Page 286, equation (11:20): The LHS is a vector while the RHS is a scalar. It appears that the norm of the LHS is intended to be <= to the RHS.
Pages 320-322: The discussion here that derives a Lagrange multiplier condition does not assume a constraint qualification. The discussion seems to imply that the results are true without a constraint qualification, but this clear fails e.g. if \nabla c_1(x)=0 but \nabla f(x) \neq 0.
Page 339: the second sentence following "INTRODUCING LAGRANGE MULTIPLIERS" on page 339 does not make appear to make sense. Possibly < 0 should read \geq 0. Note that the linearizing cone F₁ contains the tangent cone.
Page 486, exercise 16.1: This is a quadratic maximization program but the objective is strictly convex. I assume that minimization is intended.
Page 579 (A.3): the RHS is actually the span. This will differ if 0 is not in the affine hull.
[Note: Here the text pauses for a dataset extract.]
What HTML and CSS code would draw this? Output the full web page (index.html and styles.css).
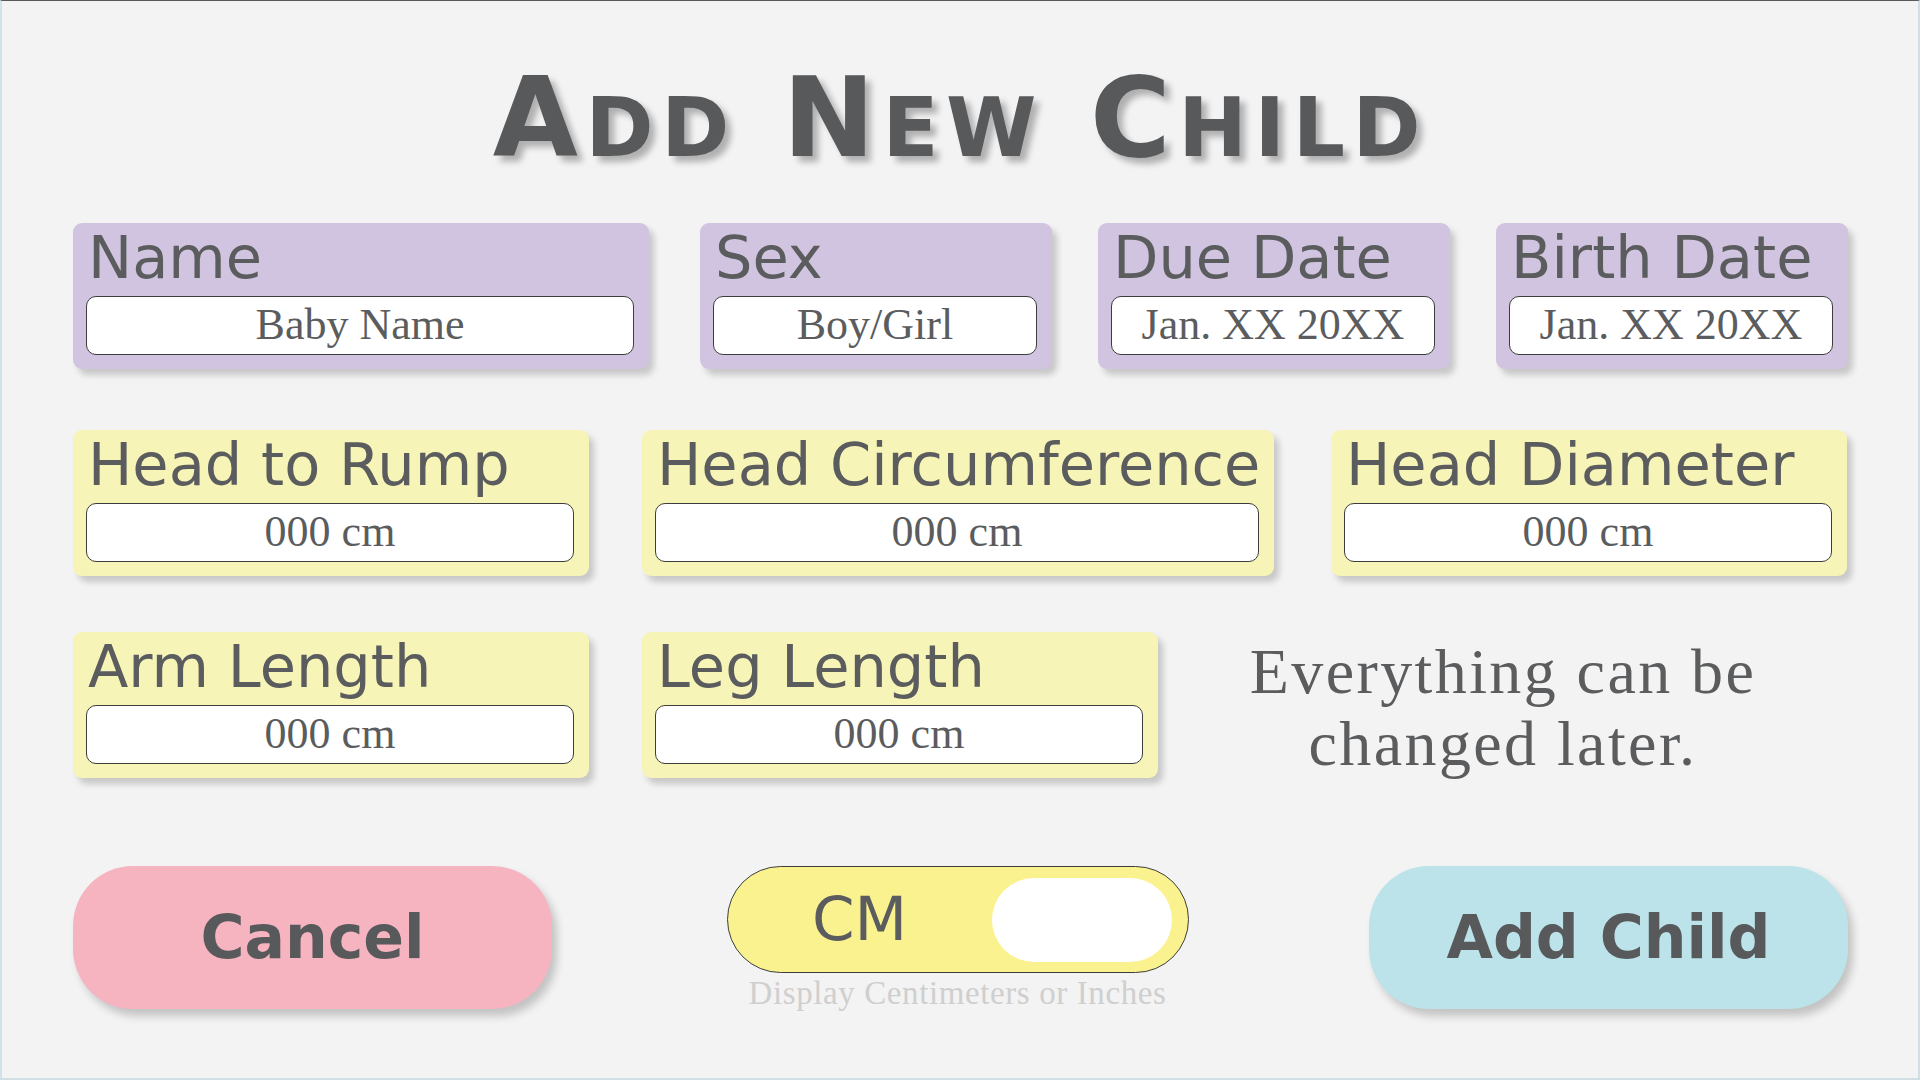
FILE: index.html
```html
<!DOCTYPE html>
<html lang="en">
<head>
<meta charset="utf-8">
<title>Add New Child</title>
<link rel="stylesheet" href="styles.css">
</head>
<body>
<main class="page">
  <h1 class="title"><span class="big">A</span><span class="sc">dd</span> <span class="big">N</span><span class="sc">ew</span> <span class="big">C</span><span class="sc">hild</span></h1>

  <section class="row row-1">
    <div class="card purple w-name">
      <div class="label">Name</div>
      <div class="input">Baby Name</div>
    </div>
    <div class="card purple w-small">
      <div class="label">Sex</div>
      <div class="input">Boy/Girl</div>
    </div>
    <div class="card purple w-small">
      <div class="label">Due Date</div>
      <div class="input">Jan. XX 20XX</div>
    </div>
    <div class="card purple w-small">
      <div class="label">Birth Date</div>
      <div class="input">Jan. XX 20XX</div>
    </div>
  </section>

  <section class="row row-2">
    <div class="card yellow w-mid">
      <div class="label">Head to Rump</div>
      <div class="input">000 cm</div>
    </div>
    <div class="card yellow w-wide">
      <div class="label">Head Circumference</div>
      <div class="input">000 cm</div>
    </div>
    <div class="card yellow w-mid">
      <div class="label">Head Diameter</div>
      <div class="input">000 cm</div>
    </div>
  </section>

  <section class="row row-3">
    <div class="card yellow w-mid">
      <div class="label">Arm Length</div>
      <div class="input">000 cm</div>
    </div>
    <div class="card yellow w-mid">
      <div class="label">Leg Length</div>
      <div class="input">000 cm</div>
    </div>
    <p class="note">Everything can be<br>changed later.</p>
  </section>

  <section class="row row-4">
    <button class="btn cancel">Cancel</button>
    <div class="toggle-wrap">
      <div class="toggle">
        <span class="toggle-text">CM</span>
        <span class="knob"></span>
      </div>
      <div class="caption">Display Centimeters or Inches</div>
    </div>
    <button class="btn add">Add Child</button>
  </section>
</main>
</body>
</html>
```

FILE: styles.css
```css
* { box-sizing: border-box; }

html, body {
  margin: 0;
  padding: 0;
}

body {
  width: 1920px;
  height: 1080px;
  background: #f3f3f3;
  border-top: 1px solid #58595b;
  border-left: 2px solid #cfe3e8;
  border-right: 2px solid #cfdfe4;
  border-bottom: 2px solid #cfdfe4;
  color: #5b5c5e;
  font-family: "DejaVu Sans", "Liberation Sans", sans-serif;
  overflow: hidden;
}

.page {
  display: flex;
  flex-direction: column;
  padding: 0 70px 0 71px;
}

.title {
  margin: 62px 0 0;
  font-size: 110px;
  line-height: 110px;
  font-weight: bold;
  text-align: center;
  color: #58595b;
  letter-spacing: 7.6px;
  text-shadow: 6px 6px 6px rgba(0, 0, 0, 0.28);
}

.title .sc {
  font-size: 82px;
  text-transform: uppercase;
}

.row {
  display: flex;
  align-items: flex-start;
}

.row-1 { margin-top: 40px; gap: 46px; }
.row-1 .w-name { margin-right: 5px; }
.row-2 { margin-top: 61px; gap: 53px; }
.row-2 .w-wide { margin-right: 4px; }
.row-3 { margin-top: 56px; gap: 53px; }
.row-4 { margin-top: 86px; justify-content: space-between; }

.card {
  height: 146px;
  border-radius: 9px;
  padding: 5px 15px 0 13px;
  display: flex;
  flex-direction: column;
  box-shadow: 5px 6px 6px rgba(0, 0, 0, 0.18);
}

.purple { background: #d1c4e0; }
.yellow { background: #f7f4b8; }

.w-name  { width: 576px; }
.w-small { width: 352px; }
.w-mid   { width: 516px; }
.w-wide  { width: 632px; }

.label {
  font-size: 59px;
  line-height: 60px;
  height: 60px;
  padding-left: 2px;
  white-space: nowrap;
  color: #5b5c5e;
}

.input {
  margin-top: 8px;
  height: 59px;
  background: #ffffff;
  border: 1.5px solid #3d3d3d;
  border-radius: 10px;
  display: flex;
  align-items: center;
  justify-content: center;
  font-family: "Liberation Serif", "Times New Roman", serif;
  font-size: 44px;
  color: #5b5c5e;
  padding-bottom: 2px;
}

.note {
  flex: 1;
  margin: 4px 0 0 -53px;
  text-align: center;
  font-family: "Liberation Serif", "Times New Roman", serif;
  font-size: 64px;
  line-height: 72px;
  letter-spacing: 2.4px;
  color: #5b5c5e;
}

.btn {
  width: 479px;
  height: 143px;
  border: none;
  border-radius: 60px;
  font-family: "DejaVu Sans", "Liberation Sans", sans-serif;
  font-weight: bold;
  font-size: 60px;
  color: #58595b;
  box-shadow: 5px 7px 8px rgba(0, 0, 0, 0.2);
  padding: 0 0 2px;
}

.cancel { background: #f6b3c0; }
.add { background: #bbe3e9; }

.toggle-wrap {
  display: flex;
  flex-direction: column;
  align-items: center;
  margin-left: -6px;
}

.toggle {
  width: 462px;
  height: 107px;
  background: #faf28e;
  border: 1.5px solid #3d3d3d;
  border-radius: 54px;
  display: flex;
  align-items: center;
  padding: 0 16px 0 0;
}

.toggle-text {
  flex: 1;
  text-align: center;
  font-size: 61px;
  line-height: 1;
  color: #5b5c5e;
  padding-bottom: 2px;
}

.knob {
  width: 180px;
  height: 84px;
  background: #ffffff;
  border-radius: 42px;
}

.caption {
  margin-top: 2px;
  font-family: "Liberation Serif", "Times New Roman", serif;
  font-size: 33px;
  line-height: 36px;
  letter-spacing: 0.6px;
  color: #cfcfcf;
  white-space: nowrap;
}
```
The true definition of affine combinations are those that are linear combinations whose coefficients add up to 1, i.e.
{z: z=ax+by, for all x,y in F, and for all a,b with a+b=1}
Page 398, the equation above equation (14.7) has s and out of order.
Page 406, extra comma in 3rd line from the bottom in the expression for RHS.
Page 424, second line after (15.2): increasing should read decreasing.
"exact penalty function" is used but not explained.
sentence starting with "In barrier methods": "but approach zero" should read "but approach infinity".
page 435, between (15.25) and (15.26): referring to the ell_2 norm is pointless as it is not used.
(15.26): A(x) refers to the Jacobian of the constraint function c(x)
last sentence: grammatically wrong: "constraints are MORE AND MORE penalized by decreasing mu"
page 437, top half: psi should be replaced twice by phi.
page 495, in Framework 17.1: The tolerance $\tau_{k+1} needs to be updated (specified).
Page 509, Theorem 17.4, iii: The Hessian \nabla^2 P(x(\mu),\mu) is positive definite, i.e. $x(\mu)$ not $x$.
Page 575, Problem 18.2: The starting point and the solution are exchanged.
Page 614, Reference [57]: It should be "G. F. Corliss", not "B. F. Corliss".